What fascinates me is the use of the word "terrorist" instead of "yellow dog" or any other more straightforward appeal to xenophobic cowardice in condemning the actions of anyone who does not share our laudable agenda of stamping out democratic processes wherever they might rear their ugly heads and threaten to stifle coporate operations with due process, minimum wages, universal health-care, or any of the myriad other anti-US activities which advocate for mere individuals ahead of corporate stockholders.

I would not argue that North Korea seems like a dangerous sate - basically run by a psychopath. I would just ask - exactly how is that different from the US?
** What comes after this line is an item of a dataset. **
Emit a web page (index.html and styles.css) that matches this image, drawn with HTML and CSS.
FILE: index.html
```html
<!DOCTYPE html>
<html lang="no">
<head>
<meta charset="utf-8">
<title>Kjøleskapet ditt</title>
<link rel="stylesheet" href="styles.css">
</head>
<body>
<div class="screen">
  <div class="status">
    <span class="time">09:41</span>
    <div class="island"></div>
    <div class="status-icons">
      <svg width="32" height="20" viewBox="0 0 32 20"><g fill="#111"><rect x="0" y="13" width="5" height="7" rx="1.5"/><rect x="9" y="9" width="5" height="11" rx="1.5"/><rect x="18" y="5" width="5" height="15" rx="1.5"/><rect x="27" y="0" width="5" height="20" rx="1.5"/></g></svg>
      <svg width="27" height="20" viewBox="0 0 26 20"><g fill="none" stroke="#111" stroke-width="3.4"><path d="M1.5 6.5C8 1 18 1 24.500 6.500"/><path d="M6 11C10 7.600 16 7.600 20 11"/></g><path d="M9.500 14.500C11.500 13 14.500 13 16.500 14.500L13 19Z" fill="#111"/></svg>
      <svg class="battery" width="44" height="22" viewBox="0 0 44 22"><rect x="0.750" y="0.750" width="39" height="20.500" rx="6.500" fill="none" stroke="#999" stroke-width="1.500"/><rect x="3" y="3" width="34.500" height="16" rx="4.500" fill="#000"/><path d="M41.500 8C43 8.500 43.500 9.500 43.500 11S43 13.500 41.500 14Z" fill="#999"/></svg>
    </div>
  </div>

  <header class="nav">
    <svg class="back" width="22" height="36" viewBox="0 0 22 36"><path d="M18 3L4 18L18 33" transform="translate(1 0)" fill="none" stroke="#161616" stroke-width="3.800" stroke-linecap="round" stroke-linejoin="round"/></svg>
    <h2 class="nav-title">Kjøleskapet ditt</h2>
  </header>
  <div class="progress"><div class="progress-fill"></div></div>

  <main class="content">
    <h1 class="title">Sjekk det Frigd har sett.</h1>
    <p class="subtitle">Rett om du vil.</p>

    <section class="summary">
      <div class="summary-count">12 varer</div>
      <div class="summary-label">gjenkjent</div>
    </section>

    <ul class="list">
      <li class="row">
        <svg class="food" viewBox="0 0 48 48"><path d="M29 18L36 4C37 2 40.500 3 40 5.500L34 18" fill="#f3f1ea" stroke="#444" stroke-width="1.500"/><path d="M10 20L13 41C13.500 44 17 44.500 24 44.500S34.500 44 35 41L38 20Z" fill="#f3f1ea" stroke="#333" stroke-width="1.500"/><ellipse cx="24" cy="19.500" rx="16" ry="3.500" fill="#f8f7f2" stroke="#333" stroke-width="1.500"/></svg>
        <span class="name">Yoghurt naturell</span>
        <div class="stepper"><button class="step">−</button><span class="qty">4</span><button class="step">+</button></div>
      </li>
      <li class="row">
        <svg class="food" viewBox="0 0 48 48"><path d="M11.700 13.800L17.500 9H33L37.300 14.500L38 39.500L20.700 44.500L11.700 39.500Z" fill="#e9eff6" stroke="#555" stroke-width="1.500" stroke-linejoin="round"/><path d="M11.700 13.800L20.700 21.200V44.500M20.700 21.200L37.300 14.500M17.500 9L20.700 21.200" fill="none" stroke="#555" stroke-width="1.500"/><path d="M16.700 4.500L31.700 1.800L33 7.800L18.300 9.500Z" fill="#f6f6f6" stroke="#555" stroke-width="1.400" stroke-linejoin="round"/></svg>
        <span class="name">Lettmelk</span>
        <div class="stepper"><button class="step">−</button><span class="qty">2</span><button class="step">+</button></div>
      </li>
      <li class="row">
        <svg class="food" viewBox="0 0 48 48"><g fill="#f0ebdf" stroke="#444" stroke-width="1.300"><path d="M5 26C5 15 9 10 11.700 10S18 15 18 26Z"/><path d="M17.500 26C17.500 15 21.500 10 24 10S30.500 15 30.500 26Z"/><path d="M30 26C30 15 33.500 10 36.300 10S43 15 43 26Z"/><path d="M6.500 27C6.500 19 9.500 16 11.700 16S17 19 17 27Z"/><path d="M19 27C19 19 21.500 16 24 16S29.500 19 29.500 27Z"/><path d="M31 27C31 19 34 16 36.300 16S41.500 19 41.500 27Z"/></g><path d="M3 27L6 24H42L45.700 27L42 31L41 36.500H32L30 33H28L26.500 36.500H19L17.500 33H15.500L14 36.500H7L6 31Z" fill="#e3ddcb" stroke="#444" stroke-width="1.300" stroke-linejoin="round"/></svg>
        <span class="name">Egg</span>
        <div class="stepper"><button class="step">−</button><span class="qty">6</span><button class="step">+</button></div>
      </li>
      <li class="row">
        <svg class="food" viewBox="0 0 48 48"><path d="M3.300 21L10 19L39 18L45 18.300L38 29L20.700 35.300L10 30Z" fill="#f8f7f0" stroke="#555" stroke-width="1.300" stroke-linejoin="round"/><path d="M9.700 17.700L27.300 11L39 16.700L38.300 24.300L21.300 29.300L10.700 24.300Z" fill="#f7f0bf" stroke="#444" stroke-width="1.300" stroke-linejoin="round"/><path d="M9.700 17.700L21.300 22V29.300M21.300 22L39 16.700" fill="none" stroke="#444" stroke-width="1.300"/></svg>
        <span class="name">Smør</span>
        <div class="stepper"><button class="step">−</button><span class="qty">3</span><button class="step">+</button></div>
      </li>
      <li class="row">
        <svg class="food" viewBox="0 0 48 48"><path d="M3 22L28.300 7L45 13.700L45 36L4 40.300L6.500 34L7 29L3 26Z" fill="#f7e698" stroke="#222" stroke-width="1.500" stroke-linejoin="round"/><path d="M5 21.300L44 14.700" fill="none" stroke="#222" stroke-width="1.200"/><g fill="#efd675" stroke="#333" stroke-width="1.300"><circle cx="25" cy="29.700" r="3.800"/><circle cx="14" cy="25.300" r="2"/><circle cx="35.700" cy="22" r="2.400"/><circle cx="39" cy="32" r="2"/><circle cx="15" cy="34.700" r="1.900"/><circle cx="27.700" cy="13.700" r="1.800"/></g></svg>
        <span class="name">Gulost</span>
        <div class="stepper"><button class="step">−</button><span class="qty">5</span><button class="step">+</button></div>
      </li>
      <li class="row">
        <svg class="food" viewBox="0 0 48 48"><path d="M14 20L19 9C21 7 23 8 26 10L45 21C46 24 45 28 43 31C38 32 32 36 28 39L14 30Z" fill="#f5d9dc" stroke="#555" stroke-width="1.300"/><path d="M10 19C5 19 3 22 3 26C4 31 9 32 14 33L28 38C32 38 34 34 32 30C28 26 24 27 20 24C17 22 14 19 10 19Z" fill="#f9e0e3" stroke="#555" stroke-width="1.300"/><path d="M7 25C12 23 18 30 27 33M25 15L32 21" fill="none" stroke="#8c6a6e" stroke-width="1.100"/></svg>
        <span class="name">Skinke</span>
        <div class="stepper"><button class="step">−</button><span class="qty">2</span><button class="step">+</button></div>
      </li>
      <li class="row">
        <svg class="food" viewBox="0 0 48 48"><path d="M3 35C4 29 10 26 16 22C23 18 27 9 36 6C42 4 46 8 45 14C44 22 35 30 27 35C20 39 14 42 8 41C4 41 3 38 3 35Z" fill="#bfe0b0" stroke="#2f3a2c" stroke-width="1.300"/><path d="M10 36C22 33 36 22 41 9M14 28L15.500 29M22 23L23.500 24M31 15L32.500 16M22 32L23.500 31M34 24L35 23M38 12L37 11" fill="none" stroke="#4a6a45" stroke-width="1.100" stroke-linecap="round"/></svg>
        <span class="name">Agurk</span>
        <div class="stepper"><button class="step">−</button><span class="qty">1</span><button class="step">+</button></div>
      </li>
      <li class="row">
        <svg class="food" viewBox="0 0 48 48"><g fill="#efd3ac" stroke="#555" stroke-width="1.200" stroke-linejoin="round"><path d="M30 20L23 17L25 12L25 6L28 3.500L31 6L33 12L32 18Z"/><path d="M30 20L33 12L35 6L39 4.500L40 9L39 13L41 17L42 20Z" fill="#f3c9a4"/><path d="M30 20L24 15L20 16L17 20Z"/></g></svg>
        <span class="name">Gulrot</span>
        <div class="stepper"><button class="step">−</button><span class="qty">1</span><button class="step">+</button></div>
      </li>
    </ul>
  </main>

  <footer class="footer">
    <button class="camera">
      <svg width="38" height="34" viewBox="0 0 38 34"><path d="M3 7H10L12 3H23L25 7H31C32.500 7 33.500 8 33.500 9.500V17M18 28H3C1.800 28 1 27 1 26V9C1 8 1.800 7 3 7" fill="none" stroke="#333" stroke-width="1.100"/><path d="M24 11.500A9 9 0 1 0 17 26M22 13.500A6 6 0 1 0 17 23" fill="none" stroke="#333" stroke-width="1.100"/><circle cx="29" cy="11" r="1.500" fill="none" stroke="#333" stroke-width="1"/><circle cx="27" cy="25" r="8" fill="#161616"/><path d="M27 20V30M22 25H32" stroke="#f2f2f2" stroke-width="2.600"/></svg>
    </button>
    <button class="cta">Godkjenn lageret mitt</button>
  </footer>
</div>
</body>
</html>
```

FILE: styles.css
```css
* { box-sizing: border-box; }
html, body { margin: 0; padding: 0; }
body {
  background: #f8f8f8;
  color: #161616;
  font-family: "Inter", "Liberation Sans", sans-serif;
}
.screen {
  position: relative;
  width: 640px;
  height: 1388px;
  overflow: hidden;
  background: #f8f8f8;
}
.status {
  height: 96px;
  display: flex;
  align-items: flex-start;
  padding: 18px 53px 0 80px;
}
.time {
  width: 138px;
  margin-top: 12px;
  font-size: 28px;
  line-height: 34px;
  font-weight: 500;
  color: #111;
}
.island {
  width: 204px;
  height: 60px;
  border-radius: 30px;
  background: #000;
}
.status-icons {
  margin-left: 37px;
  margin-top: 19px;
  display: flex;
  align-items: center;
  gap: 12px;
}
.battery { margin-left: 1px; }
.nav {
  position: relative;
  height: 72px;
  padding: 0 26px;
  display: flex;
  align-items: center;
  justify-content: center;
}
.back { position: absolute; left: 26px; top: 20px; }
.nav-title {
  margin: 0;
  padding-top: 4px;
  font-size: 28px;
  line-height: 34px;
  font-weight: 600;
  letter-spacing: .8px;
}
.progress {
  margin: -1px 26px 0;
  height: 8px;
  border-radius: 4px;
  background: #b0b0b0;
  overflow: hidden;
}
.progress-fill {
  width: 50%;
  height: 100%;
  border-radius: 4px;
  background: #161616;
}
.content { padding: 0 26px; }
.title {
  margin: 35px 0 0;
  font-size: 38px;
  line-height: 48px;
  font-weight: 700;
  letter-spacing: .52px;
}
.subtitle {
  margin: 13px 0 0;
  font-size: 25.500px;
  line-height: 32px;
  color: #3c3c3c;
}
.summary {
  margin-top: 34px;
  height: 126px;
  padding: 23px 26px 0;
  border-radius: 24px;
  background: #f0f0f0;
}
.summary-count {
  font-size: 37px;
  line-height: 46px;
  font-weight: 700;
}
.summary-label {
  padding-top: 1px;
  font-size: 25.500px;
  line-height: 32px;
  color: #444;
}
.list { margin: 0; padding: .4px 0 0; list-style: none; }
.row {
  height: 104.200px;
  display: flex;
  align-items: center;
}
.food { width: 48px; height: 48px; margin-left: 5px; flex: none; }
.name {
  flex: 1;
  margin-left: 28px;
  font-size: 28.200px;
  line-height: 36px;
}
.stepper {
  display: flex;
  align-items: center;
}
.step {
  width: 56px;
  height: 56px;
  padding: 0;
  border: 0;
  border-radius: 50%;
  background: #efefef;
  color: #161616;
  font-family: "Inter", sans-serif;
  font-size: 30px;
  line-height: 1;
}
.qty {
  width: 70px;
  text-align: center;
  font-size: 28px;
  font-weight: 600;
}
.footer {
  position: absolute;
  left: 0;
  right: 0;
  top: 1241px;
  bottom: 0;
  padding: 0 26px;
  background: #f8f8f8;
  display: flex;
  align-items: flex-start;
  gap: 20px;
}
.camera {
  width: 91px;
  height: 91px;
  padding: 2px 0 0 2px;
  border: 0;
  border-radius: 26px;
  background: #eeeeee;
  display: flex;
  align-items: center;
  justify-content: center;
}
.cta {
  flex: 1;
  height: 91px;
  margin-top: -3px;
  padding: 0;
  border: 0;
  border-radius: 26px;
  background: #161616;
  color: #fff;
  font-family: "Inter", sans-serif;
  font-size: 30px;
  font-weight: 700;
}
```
Thursday, October 05, 2006

Million Dollar Earrings...

On August 22nd, the International Congress of Mathematics awarded Grisha Perelman of Saint Petersburg the teraennial Fields medal for a solution to the Poincare conjecture, wich Dr. Perelman posted on the internet three years ago. The elusive Poincare conjecture is one of seven mathematics problems singled out as the Millenium Prize Problems by the Clay Mathematics Institute, which set aside seven $1M prizes for the solution to each of these.
Grisha Perelman stayed home. He did not collect the medal, nor the $1M... There is something so simultaneously heroic and annoying about that, sort of like a good math problem. It got me thinking, like millions of others, I am certain, about simply connected closed manifolds.
People are open 2-manifolds that treat ourselves as closed. There is no loop we can draw on our bodies that cannot be collapsed into a point, with the exception of loops drawn through a piercing, or the slightly more off-color string that Arne Kinski used to eat over and over, documented, I think, in the 1995 documentary Crumb. The string is a tangent, however. The point is that an earring is an affirmation of our openness, in a topological, if somewhat circuitous, way.
So, if Grisha Perelman had gone to get the medal, or the $1M, do you suppose he might have worn an earring?